I'm trying to do better. I'm trying to be a better and more understanding person. Someone told me I wasn't very understanding and I guess she was right. I only understand my feelings. She's recently been talking to me again which really surprised me to be honest. I thought she would never speak to me again. It makes me happy but at the same time it makes me nervous. I'm so afraid I'm going to say something wrong and she's going to be angry with me again.

We may never talk like we used to and that saddens me. We used to tell each other everything but I can't tell her everything anymore. It's not that I don't want to. I'm just afraid next time we have a misunderstanding then we really won't talk to each other.

You know, the Goddess really has blessed me with a very diverse group of friends. I love them all and I could not ask for anyone better.

Tuesday, November 27, 2012

Applebee's Blues

I just wrote a very lovely letter to the people at the good old Applebee's describing in detail the food poisoning they gave me over Thanksgiving Break. I wrote on their facebook wall telling them that it had happened and they apparently did not like my "very serious statement" about their establishment. Well they're just going to have to get used to it. It's not the first time I've gotten food poisoning from there.

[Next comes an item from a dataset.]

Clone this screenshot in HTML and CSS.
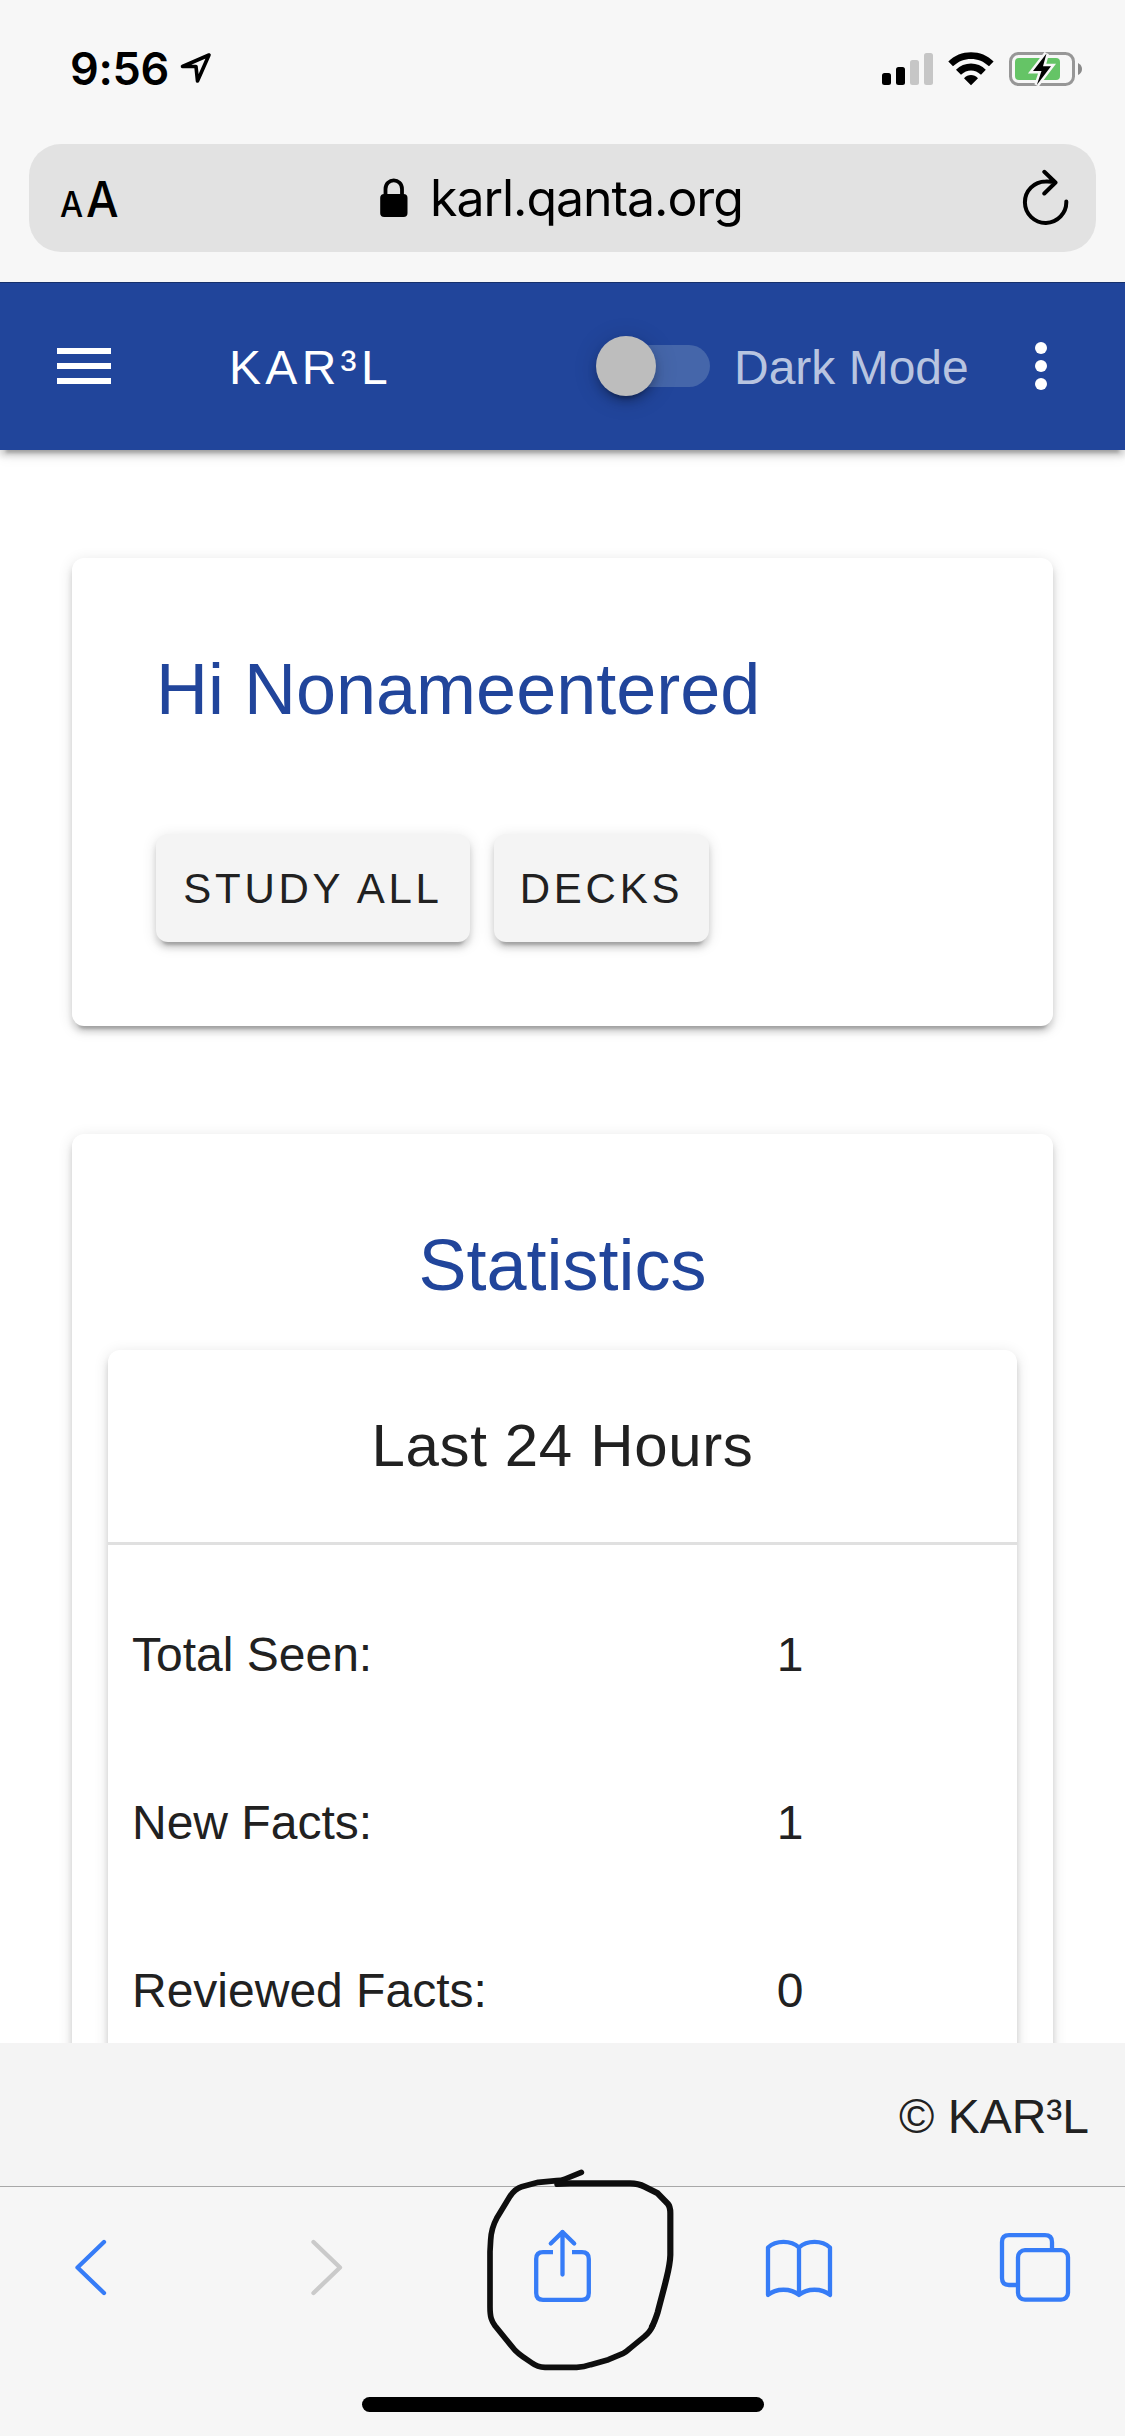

My roommates were saying that maybe Applebee's will give me a giftcard. However, I do not want a giftcard to a restaurant that gives people food poisoning! I don't want to go through that again! Of course, I may be able to stick to safe foods there but I will always be haunted.

I keep remembering things that I need to do. I'm trying to keep myself from procrastinating as much as possible so I've been working on everything at once. I just remembered that my clothes are still upstairs in the dryer which I should probably go get.

Until we meet again.

Monday, November 26, 2012

Thanksgiving

It feels so good to be back at my college from Thanksgiving break! Not that being away and at home with family was bad, but I had work I had to do that was due when I got back so I was worried about that, studying to for tests so I was worried about that, and no internet so I couldn't even update anything. I won't have internet while I'm back home for Christmas either so I'll have to update this blog from my phone whenever I get the chance.

My Thanksgiving wasn't really that great. I had food poisoning on the one day out of the year where you're supposed to stuff your face with all this delicious food. Oh, and give thanks for what you have. I spent this Thanksgiving with my step mother's brother's family. I didn't know anyone and I didn't really feel like talking since I obviously wasn't feeling well. I'm probably the only person who lost weight over the break.

I did get to see a lot of my old friends but I had to drive all the way to my hometown which is now a hour away from the town I live in. So it was a lot of gas and a lot of money. I'm sad to be seeing the gas prices go up. Of course I knew that was going to happen since it's getting close to the holidays and the election is over.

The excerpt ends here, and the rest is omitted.